Но мало этого: бабка пригласила нас не в кухню, где я всегда обедала после школы, а в столовую, к большому овальному столу. Полстола уже покрывала толстая накрахмаленная скатерть, стояли два прибора. Комната выходила на несолнечную сторону, всегда казалась торжественной и мрачной — старая мебель, люстра, ковры, мое вишневого цвета пианино с настоящими свечами в подсвечниках. Он сказал тихо: «Как у вас красиво! Я такого не видел».
Бабка обедала, вернее, сидела вместе с нами, домработница Валя бегала из кухни в комнату, меняла и без того чистые тарелки. Каждая вилочка, каждый тоненько нарезанный ломтик хлеба как бы говорили ему: смотри, смотри, понимай, куда попал. Он ел медленно, осторожно, поглядывая на меня, изо всех сил старался держаться свободно, но не мог. Бабка поставила локти на стол, подперлась, смотрела в упор и бесцеремонно расспрашивала — о том, о чем я никогда не решалась спросить; об отце, о матери, о том, что он собирается делать после школы. Я и не хотела смотреть, но исподволь, вместе с бабкой смотрела, как он ест, как держит нож и вилку. Он отвечал бабке спокойно, легкими фразами, без всяких «вот», «того», «понимаете», но чувствовалось, как напряжен и замкнут. Лоб у него заблестел от пота, и он достал скомканный, нечистый платок и, держа его в кулаке, вытер лоб.
Об отце сказал, что отец сидит в тюрьме — уже год. Он и еще несколько человек были признаны виновными за аварию на строительстве. Мать работает на почте, хотя раньше была на другой работе. Отметки хорошие, но учиться хватит, надоело. Разве что заочно. Хочется поехать на строительство, на Волгу или Ангару, или пойти матросом на корабль.
С каждым ответом бабка все больше качала головой и так посматривала на меня, что хотелось вскочить, закричать. Потом сказала: «Ну что ж, по крайней мере, в отличие от других вы хоть знаете, чего хотите». И опять выразительно поглядела на меня, потому что я тогда еще не решила, в какой институт подавать: в медицинский, геологоразведочный или, может быть, в иняз. Я сказала: «Другие хотят, чтобы их оставили в покое».

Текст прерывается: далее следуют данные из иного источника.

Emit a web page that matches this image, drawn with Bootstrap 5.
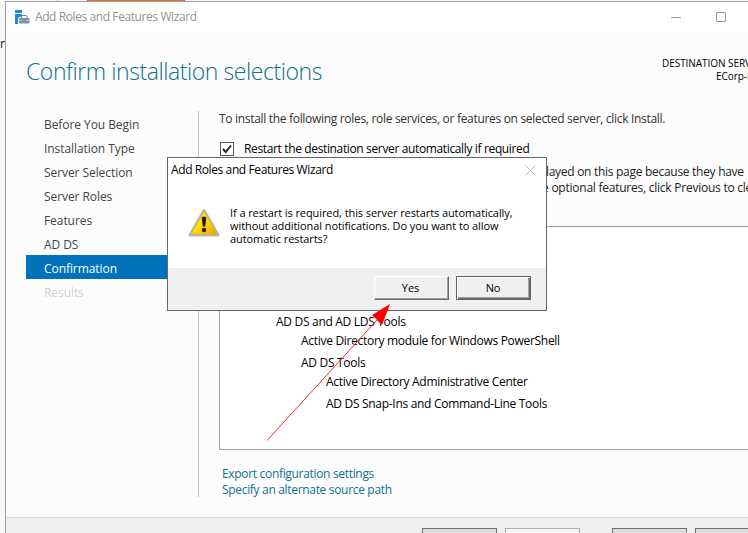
<!DOCTYPE html>
<html lang="en">
<head>
<meta charset="utf-8">
<title>Add Roles and Features Wizard</title>
<link rel="stylesheet" href="https://cdn.jsdelivr.net/npm/bootstrap@5.3.0/dist/css/bootstrap.min.css">
<style>
html,body{width:748px;height:533px;overflow:hidden}
body{background:#f8f8f8;font:12px/16px "Open Sans","Noto Sans",sans-serif;letter-spacing:-.3px;color:#000}
.backdrop-tab{left:87px;top:0;width:98px;height:1px;background:#f2641e}
.backdrop-line{left:57px;top:0;width:1px;height:1px;background:#c4c4c4}
.backdrop-text{left:0;top:36px;width:5px;color:#222}
.wizard{margin:1px 0 0 5px;width:743px;height:532px;border:1px solid #a0a0a0;border-width:1px 0 0 1px;background:#fcfcfc}
.titlebar{height:30px;background:#fff;color:#939393;padding:0 22px 1px 9px}
.titlebar .caption{margin-left:5px;letter-spacing:-.41px}
.wiz-head{height:79px;padding:22px 0 0 20px}
.wiz-head h1{font-size:23px;line-height:34px;font-weight:300;letter-spacing:-.43px;color:#0e6f90;width:636px}
.dest{font-size:10px;line-height:13px;padding-top:3px;letter-spacing:-.05px}
.dest div+div{padding-left:54px}
.steps{width:173px;height:386px;margin-left:20px;border-right:1px solid #c3c3c3}
.steps .nav-link{height:24px;line-height:28px;padding:0 0 0 18px;color:#444;letter-spacing:-.07px}
.steps .nav-link.active{background:#0072bc;color:#fff}
.steps .nav-link.disabled{color:#d2d2d2}
.pane{margin-left:20px;width:529px}
.intro{color:#333;letter-spacing:-.31px}
.restart{height:16px;margin-top:14px}
.restart-label{margin-left:10px;letter-spacing:-.36px}
.check{width:14px;height:14px;border:1px solid #555;background:#fff;margin-left:1px}
.note{color:#222;margin-top:7px;padding-left:323px;height:32px;letter-spacing:-.24px}
.note-first{padding-left:4px;letter-spacing:-.29px}
.tree{margin-top:30px;height:224px;border:1px solid #a0a0a0;border-right:0;background:#fff;padding:85px 0 0 56px}
.tree li{line-height:19px}
.tree .gap-row{margin-top:3px}
.tree ul{padding-left:25px}
.links{margin:16px 0 0 3px;color:#0e7290;letter-spacing:-.32px}
.foot{height:17px;background:#efefef;border-top:1px solid #dadada;padding:10px 0 0 416px;margin-top:19px}
.fbtn{width:75px;height:24px;border:1px solid #707070;background:#dddbdd}
.fbtn.off{border-color:#adb2b5;background:#f4f4f4}
.fbtn.apart{margin-left:32px}
.dlg{left:167px;top:157px;width:380px;height:154px;border:1px solid #666;background:#fff}
.dlg-title{height:25px;padding:0 10px 1px 3px;letter-spacing:-.4px}
.dlg-body{height:85px;padding:23px 0 0 20px}
.dlg-text{font-size:11px;line-height:13px;letter-spacing:-.08px;margin-left:10px}
.dlg-foot{background:#f0f0f0;height:42px;padding:8px 15px 0 0;gap:7px}
.dbtn{width:75px;height:24px;font-size:11px;line-height:22px;text-align:center;padding-right:2px;background:#f0f0f0;border:1px solid;border-color:#fff #696969 #696969 #fff;box-shadow:inset -1px -1px #a0a0a0,inset 1px 1px #f5f5f5;letter-spacing:-.1px}
.dbtn.main{padding-right:1px;border-color:#646464;box-shadow:inset 1px 1px #fff,inset -1px -1px #696969,inset -2px -2px #a0a0a0}
.arrow{left:260px;top:296px}
</style>
</head>
<body class="position-relative">
<div class="backdrop-line position-absolute"></div>
<div class="backdrop-tab position-absolute"></div>
<div class="backdrop-text position-absolute overflow-hidden">n</div>
<div class="d-flow-root overflow-hidden">
<main class="wizard d-flex flex-column overflow-hidden">
<header class="titlebar d-flex align-items-center flex-shrink-0">
<svg width="15" height="14" viewBox="0 0 15 14"><path d="M0 0h7v3H0zM0 4h7v1.500L4 8v6H0z" fill="#1c8ad6"/><path d="M3 7.500h12V14H3z" fill="#fff"/><path d="M4 8h10.500v5.500H4z" fill="#7893aa"/><path d="M6.500 8V6q0-.5.500-.5h4.500q.5 0 .5.500v2" fill="none" stroke="#6f8799"/><path d="M4 10.500h3m4 0h3.500" stroke="#c9d6df" stroke-width=".7"/></svg>
<span class="caption flex-grow-1">Add Roles and Features Wizard</span>
<svg width="56" height="12" viewBox="0 0 56 12" fill="none" stroke="#999"><path d="M1 6.500h10M46.500 1.500h9v9h-9z"/></svg>
</header>
<div class="wiz-head d-flex flex-shrink-0"><h1 class="m-0 flex-shrink-0">Confirm installation selections</h1><div class="dest text-nowrap"><div>DESTINATION SERV</div><div>ECorp-D</div></div></div>
<div class="d-flex">
<nav class="steps nav flex-column flex-nowrap flex-shrink-0">
<a class="nav-link">Before You Begin</a><a class="nav-link">Installation Type</a><a class="nav-link">Server Selection</a><a class="nav-link">Server Roles</a><a class="nav-link">Features</a><a class="nav-link">AD DS</a><a class="nav-link active">Confirmation</a><a class="nav-link disabled">Results</a>
</nav>
<section class="pane">
<p class="intro m-0">To install the following roles, role services, or features on selected server, click Install.</p>
<div class="restart d-flex align-items-center"><span class="check d-flex"><svg width="12" height="12" viewBox="0 0 12 12"><path d="M2 6l2.800 3L10 2.500" fill="none" stroke="#222" stroke-width="2"/></svg></span><span class="restart-label">Restart the destination server automatically if required</span></div>
<div class="note text-nowrap overflow-hidden"><div class="note-first">layed on this page because they have</div><div>e optional features, click Previous to cle</div></div>
<div class="tree"><ul class="list-unstyled m-0 p-0"><li>AD DS and AD LDS Tools
<ul class="list-unstyled"><li>Active Directory module for Windows PowerShell</li><li class="gap-row">AD DS Tools
<ul class="list-unstyled"><li>Active Directory Administrative Center</li><li class="gap-row">AD DS Snap-Ins and Command-Line Tools</li></ul></li></ul></li></ul></div>
<div class="links"><div>Export configuration settings</div><div>Specify an alternate source path</div></div>
</section>
</div>
<footer class="foot d-flex flex-shrink-0"><div class="fbtn flex-shrink-0"></div><div class="fbtn off flex-shrink-0 ms-2"></div><div class="fbtn apart flex-shrink-0"></div><div class="fbtn flex-shrink-0 ms-2"></div></footer>
</main>
</div>
<div class="dlg position-absolute">
<div class="dlg-title d-flex align-items-center justify-content-between"><span>Add Roles and Features Wizard</span><svg width="11" height="11" viewBox="0 0 11 11"><path d="M.5.5l10 10M10.500.5l-10 10" stroke="#bbb"/></svg></div>
<div class="dlg-body d-flex align-items-start">
<svg width="32" height="31" viewBox="0 0 32 31"><defs><linearGradient id="y" x2="1" y2="1"><stop stop-color="#fff04a"/><stop offset=".5" stop-color="#ffdd05"/><stop offset="1" stop-color="#f3a000"/></linearGradient></defs><path d="M16 4.500L30 29H2z" fill="#bbb" stroke="#b5b8bb" stroke-width="3" stroke-linejoin="round"/><path d="M16 5.500L29 28H3z" fill="url(#y)" stroke="#e5b400" stroke-width=".8" stroke-linejoin="round"/><path d="M13.700 11.500q2.300-2 4.600 0l-1 9h-2.600z" fill="#222"/><circle cx="16" cy="24" r="2.200" fill="#222"/></svg>
<div class="dlg-text">If a restart is required, this server restarts automatically,<br>without additional notifications. Do you want to allow<br>automatic restarts?</div></div>
<div class="dlg-foot d-flex justify-content-end"><div class="dbtn">Yes</div><div class="dbtn main">No</div></div>
</div>
<svg class="arrow position-absolute" width="140" height="150" viewBox="260 296 140 150"><path d="M267 440.500L378 319" stroke="#ff2a2a" stroke-width="1"/><path d="M390 304L372 315 382 325z" fill="#f00"/></svg>
<script src="https://cdn.jsdelivr.net/npm/bootstrap@5.3.0/dist/js/bootstrap.bundle.min.js"></script>
</body>
</html>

Я чувствовала себя виноватой, что зазвала его, позволила бабке устроить экзамен человеку, впервые переступившему порог дома. И я со злобой говорила ей потом, что это мещанство, она всю жизнь учит нас интеллигентности, а сама поступает как черт знает кто.
Бабка похохатывала: «О, мать моя, как ты распалилась! Уж не влюбилась ли, а? — Потом сказала: — Ну что же, юноша забавный, забавный, это уже новенькие какие-то пошли. Не хам (она вечно всех делила на хамов и не хамов), неглуп. Ничего, ничего. Но только ты ему не пара». Я снова взвилась: «Чушь! Пара, не пара! При чем тут это? Уже в дом никому нельзя прийти, сразу: пара, не пара! И почему это он мне не пара, интересно! Что я, принцесса?» Бабка усмехнулась: «Ну, во-первых, действительно, не принцесса, до принцессы тебе далеко; а во-вторых, я сказала: не он тебе не пара, а ты ему не пара. Да-да, не усмехайся, ты еще вспомнишь эти слова». С ума сошла, еще новости, я ему не пара! А кто ему пара?..
Он, как ни странно, не обиделся, сказал потом о бабке так: «Да, ничего себе. Но, по крайней мере, стоящий противник». Однако я поняла: к нам в дом он вряд ли будет приходить с открытой душой. А мне так хотелось, чтобы он всем им понравился, чтобы они поняли его и полюбили.